19. Juli 2008
Martin Wagenstein: Es ist ein Vergehen an jungen Menschen, ihnen etwas beibringen zu wollen, was sie unmöglich verstehen können
Im Zusammenhang mit meinem Gedankenexperiment Was würde am Strand passieren? verweise ich auf Aussagen aus einem Artikel in HEISE-Online vom 12.02.08:
Der Lehrer und Didaktiker Martin Wagenschein veröffentlichte 1975 seinen unter Experten bekannten Aufruf „Rettet die Phänomene!„. Darin forderte er, in den Naturwissenschaften nicht nur abstraktes Wissen zu vermitteln, sondern Schülern durch die aktive Untersuchung ihnen selbst zugänglicher Phänomene zu ermöglichen, wissenschaftliche Methodiken zu erlernen. Dabei ging es ihm nicht darum, praktische Anwendungen zu vermitteln, sondern die Schüler sollten, so wie die ersten Wissenschaftler auch, von ihnen selbst beobachtbaren Phänomenen ausgehen und im Verlaufe von Untersuchungen dazugehörige theoretische Begriffe und Erklärungsmöglichkeiten entwickeln. Als Beispiel nannte er eine Gruppe von Schülern, die untersucht, wie Schatten entstehen. Die von den Schülern zu entwickelnden Hypothesen und Theorien sind immer abstrahierend. Im Gegensatz zum einfachen Vorsetzen von Theorien forderte Wagenschein jedoch, dass die Kinder den Abstraktionsprozess selbst lernen sollten. Er war in diesem Punkt kompromisslos und meinte, was Schülern phänomenologisch nicht zugänglich sei, solle in der Schule auch nicht gelehrt werden.

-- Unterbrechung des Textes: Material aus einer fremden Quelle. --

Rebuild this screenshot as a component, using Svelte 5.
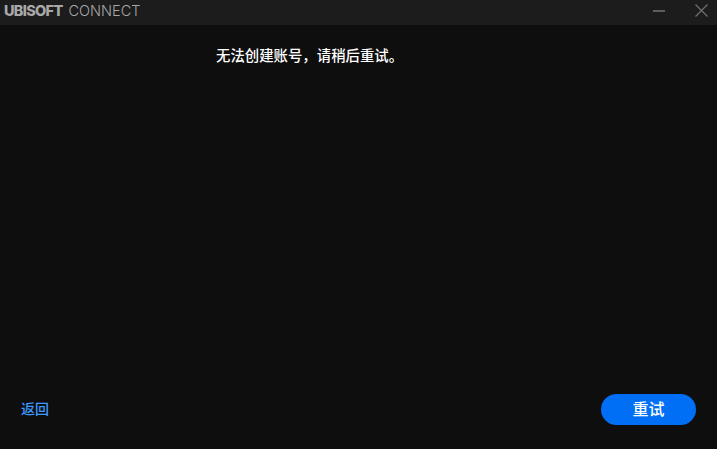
<script>
  const message = '无法创建账号\uFF0C请稍后重试。'
</script>

<div class="window">
  <header class="titlebar">
    <div class="brand"><span class="brand-bold">UBISOFT</span><span class="brand-light">CONNECT</span></div>
    <div class="window-controls">
      <svg class="icon-min" width="12" height="2" viewBox="0 0 12 2"><path d="M0 1H12" stroke="#8a8a8a" stroke-width="1.2" /></svg>
      <svg class="icon-close" width="13" height="13" viewBox="0 0 13 13"><path d="M0.5 0.5L12.5 12.5M12.5 0.5L0.5 12.5" stroke="#6f6f6f" stroke-width="1.3" fill="none" /></svg>
    </div>
  </header>

  <main class="content">
    <p class="message">{message}</p>
  </main>

  <footer class="actions">
    <button class="back">返回</button>
    <button class="retry">重试</button>
  </footer>
</div>

<style>
  :global(body) {
    margin: 0;
    background: #0e0e0e;
  }

  .window {
    display: flex;
    flex-direction: column;
    width: 717px;
    height: 449px;
    overflow: hidden;
    background: #0e0e0e;
    font-family: "Noto Sans CJK SC", "Liberation Sans", sans-serif;
  }

  .titlebar {
    display: flex;
    align-items: center;
    justify-content: space-between;
    flex: none;
    height: 25px;
    padding: 0 9px 4px 4px;
    box-sizing: border-box;
    background: #1c1c1c;
  }

  .brand {
    display: flex;
    align-items: baseline;
    gap: 6px;
    font-family: Inter, "Liberation Sans", sans-serif;
    font-size: 14.5px;
    line-height: 21px;
    color: #a8a8a8;
  }

  .brand-bold {
    font-weight: 800;
    letter-spacing: -0.7px;
  }

  .brand-light {
    font-weight: 300;
  }

  .window-controls {
    display: flex;
    align-items: center;
    gap: 30px;
  }

  .icon-min {
    display: block;
  }

  .icon-close {
    display: block;
  }

  .content {
    flex: 1;
    padding: 19px 0 0 216px;
  }

  .message {
    margin: 0;
    font-size: 14.4px;
    line-height: 22px;
    font-weight: 500;
    color: #ffffff;
  }

  .actions {
    display: flex;
    align-items: center;
    justify-content: space-between;
    flex: none;
    padding: 0 21px 24px;
  }

  button {
    border: none;
    padding: 0 0 3px;
    font-family: inherit;
    cursor: pointer;
  }

  .back {
    background: none;
    font-size: 14px;
    font-weight: 500;
    color: #3d9bff;
  }

  .retry {
    width: 95px;
    height: 31px;
    border-radius: 16px;
    background: #006ef5;
    font-size: 16px;
    font-weight: 500;
    color: #ffffff;
  }
</style>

Ganz besonders war ihm die Atomphysik ein Dorn im Auge: „Ich glaube nicht, dass es gut ist, in der Mittelschule viel von Atomphysik und Elektronen zu reden. Jede anschaulich räumliche Vorstellung dieser Gebilde ist ganz einfach falsch.“
Wagenscheins Ansatz lässt sich leicht von der Physik auf die Mathematik übertragen. Auch mathematische Methoden lassen sich erlernen, indem die Schüler von ihnen unmittelbar zugänglichen Fragestellungen ausgehen.
Oberflächlich betrachtet wird Wagenschein somit zum frühen Protagonisten einer praktischen Mathematik- und Physikdidaktik „zum Anfassen„. Zu seiner Zeit waren seine Appelle jedoch weitgehend wirkungslos, zumindest was die deutsche Schulpraxis angeht. Wer jedoch glaubt, die gegenwärtige Orientierung der Nach-PISA-Zeit auf praktische Anwendungsmöglichkeiten wäre eine späte Rehabilitierung Wagenscheins, der irrt gewaltig.
(Christian Gapp)
Es ist ein Vergehen an jungen Menschen, ihnen etwas beibringen zu wollen, was sie unmöglich verstehen können, oder, um es verständlich zu machen, es falsch darzustellen.